If it helps, the site is kodylighting.com.
Thanks in advance for any guidance you can provide.
-
Thanks for your help. It literally was just the fact that it had to be done before the crawl began and could not be changed during the crawl. Hopefully this is changed because sometimes during a crawl you find things you want to exclude that you may have not known of their existence before hand.
-
Are you sure it's just on Mac,have you tried on PC? Do you have any other rules in include or perhaps a conflicting rule in exclude? Try running a single exclude rule, also on another small site to test.
Also from support if failing on all fronts:
- Mac version, please make sure you have the most up to date version of the OS which will update Java.
- Please uninstall, then reinstall the spider ensuring you are using the latest version and try again.
To be sure - http://www.youtube.com/watch?v=eOQ1DC0CBNs
-
does the exclude function work on mac. i have tried every possible way to exclude folders and have not been successful while running an analysis
-
That's exactly the problem, the redirects are disbursed randomly throughout the site. Although, and the job's still running, it now appears as though there's almost a 1-2-1 correlation between pages and redirects on the site.
I also heard from Dan Sharp via Twitter. He said "You can't, as we'd have to crawl a URL to see the status code You can right click and remove after though!"
Thanks again Michael. Your thoroughness and follow through is appreciated.
-
Took another look, also looked at documentation/online and don't see any way to exclude URLs from crawl based on response codes. As I see it you would only want to exclude on name or directory as response code is likely to be random throughout a site and impede a thorough crawl.
-
Thank you Michael.
You're right. I was on a 64 bit machine running a 32 bit verson of java. I updated it and the scan has been running for more than 24 hours now without hanging. So thank you.
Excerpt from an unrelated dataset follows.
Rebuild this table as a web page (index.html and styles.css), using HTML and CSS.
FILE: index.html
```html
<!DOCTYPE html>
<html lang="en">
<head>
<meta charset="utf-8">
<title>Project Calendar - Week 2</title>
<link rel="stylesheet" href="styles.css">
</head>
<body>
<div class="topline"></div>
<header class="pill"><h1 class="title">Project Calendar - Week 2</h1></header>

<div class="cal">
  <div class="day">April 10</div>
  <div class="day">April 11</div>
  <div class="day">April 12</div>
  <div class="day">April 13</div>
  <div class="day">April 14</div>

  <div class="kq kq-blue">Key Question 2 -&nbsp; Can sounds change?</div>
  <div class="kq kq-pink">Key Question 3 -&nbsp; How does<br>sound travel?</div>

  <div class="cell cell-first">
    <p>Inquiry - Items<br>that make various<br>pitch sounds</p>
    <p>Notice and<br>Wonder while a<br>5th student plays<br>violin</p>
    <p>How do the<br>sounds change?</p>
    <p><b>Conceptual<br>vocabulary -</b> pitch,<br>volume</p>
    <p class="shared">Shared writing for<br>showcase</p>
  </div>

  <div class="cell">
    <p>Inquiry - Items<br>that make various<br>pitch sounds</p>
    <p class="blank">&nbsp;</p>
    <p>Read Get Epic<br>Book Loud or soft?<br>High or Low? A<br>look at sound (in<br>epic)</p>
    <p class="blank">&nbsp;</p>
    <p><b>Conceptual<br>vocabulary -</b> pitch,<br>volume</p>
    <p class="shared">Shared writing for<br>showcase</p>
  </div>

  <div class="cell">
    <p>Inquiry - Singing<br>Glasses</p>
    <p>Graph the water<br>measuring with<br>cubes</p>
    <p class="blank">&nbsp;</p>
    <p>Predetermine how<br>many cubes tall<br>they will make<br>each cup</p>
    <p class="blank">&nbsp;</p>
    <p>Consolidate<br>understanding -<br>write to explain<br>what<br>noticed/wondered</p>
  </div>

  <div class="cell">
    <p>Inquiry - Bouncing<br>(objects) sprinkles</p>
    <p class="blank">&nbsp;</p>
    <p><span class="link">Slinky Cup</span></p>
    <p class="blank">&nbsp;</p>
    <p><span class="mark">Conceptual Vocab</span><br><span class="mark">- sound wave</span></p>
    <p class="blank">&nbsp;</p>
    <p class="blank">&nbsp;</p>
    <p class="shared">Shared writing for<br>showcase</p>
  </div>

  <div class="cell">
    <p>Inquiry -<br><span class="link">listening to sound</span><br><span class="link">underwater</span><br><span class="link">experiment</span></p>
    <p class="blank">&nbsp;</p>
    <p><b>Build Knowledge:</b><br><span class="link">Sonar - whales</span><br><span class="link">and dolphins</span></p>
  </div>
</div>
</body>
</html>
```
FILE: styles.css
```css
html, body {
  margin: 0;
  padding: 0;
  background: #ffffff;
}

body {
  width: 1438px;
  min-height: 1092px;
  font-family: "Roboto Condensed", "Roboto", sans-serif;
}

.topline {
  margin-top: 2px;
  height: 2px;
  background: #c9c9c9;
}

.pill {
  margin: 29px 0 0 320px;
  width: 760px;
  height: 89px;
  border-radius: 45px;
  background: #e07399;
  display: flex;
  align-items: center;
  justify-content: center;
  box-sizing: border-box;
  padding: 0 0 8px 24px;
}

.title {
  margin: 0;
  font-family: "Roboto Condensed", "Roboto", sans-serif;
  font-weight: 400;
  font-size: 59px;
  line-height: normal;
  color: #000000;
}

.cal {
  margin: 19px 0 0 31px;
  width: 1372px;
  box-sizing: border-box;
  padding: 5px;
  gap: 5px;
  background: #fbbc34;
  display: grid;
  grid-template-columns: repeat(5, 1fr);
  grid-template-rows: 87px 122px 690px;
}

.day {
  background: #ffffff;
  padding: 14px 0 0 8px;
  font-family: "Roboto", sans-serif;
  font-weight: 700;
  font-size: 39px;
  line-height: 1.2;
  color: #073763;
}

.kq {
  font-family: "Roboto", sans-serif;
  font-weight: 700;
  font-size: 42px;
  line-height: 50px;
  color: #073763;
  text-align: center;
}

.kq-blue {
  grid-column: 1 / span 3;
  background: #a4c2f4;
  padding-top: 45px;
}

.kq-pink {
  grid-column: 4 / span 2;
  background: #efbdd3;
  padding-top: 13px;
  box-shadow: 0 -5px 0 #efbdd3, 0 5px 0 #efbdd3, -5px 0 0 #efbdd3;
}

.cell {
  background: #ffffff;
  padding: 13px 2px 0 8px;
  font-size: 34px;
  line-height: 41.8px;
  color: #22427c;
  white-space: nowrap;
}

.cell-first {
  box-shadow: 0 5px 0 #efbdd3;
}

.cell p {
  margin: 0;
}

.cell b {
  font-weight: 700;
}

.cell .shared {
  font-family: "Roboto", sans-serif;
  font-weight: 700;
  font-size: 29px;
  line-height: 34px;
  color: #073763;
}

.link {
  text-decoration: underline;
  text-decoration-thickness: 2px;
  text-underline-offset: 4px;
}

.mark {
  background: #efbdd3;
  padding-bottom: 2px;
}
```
If anyone else knows of a way to exclude files using status codes I'd still like to learn about it. So far the scan is showing me 20,000 redirected files which I'd just as soon not inventory.
-
I don't think you can filter out on response codes.
However, first I would ensure you are running the right version of Java if you are on a 64bit machine. The 32bit version functions but you cannot increase the memory allocation which is why you could be running into problems. Take a look at http://www.screamingfrog.co.uk/seo-spider/user-guide/general/ under Memory.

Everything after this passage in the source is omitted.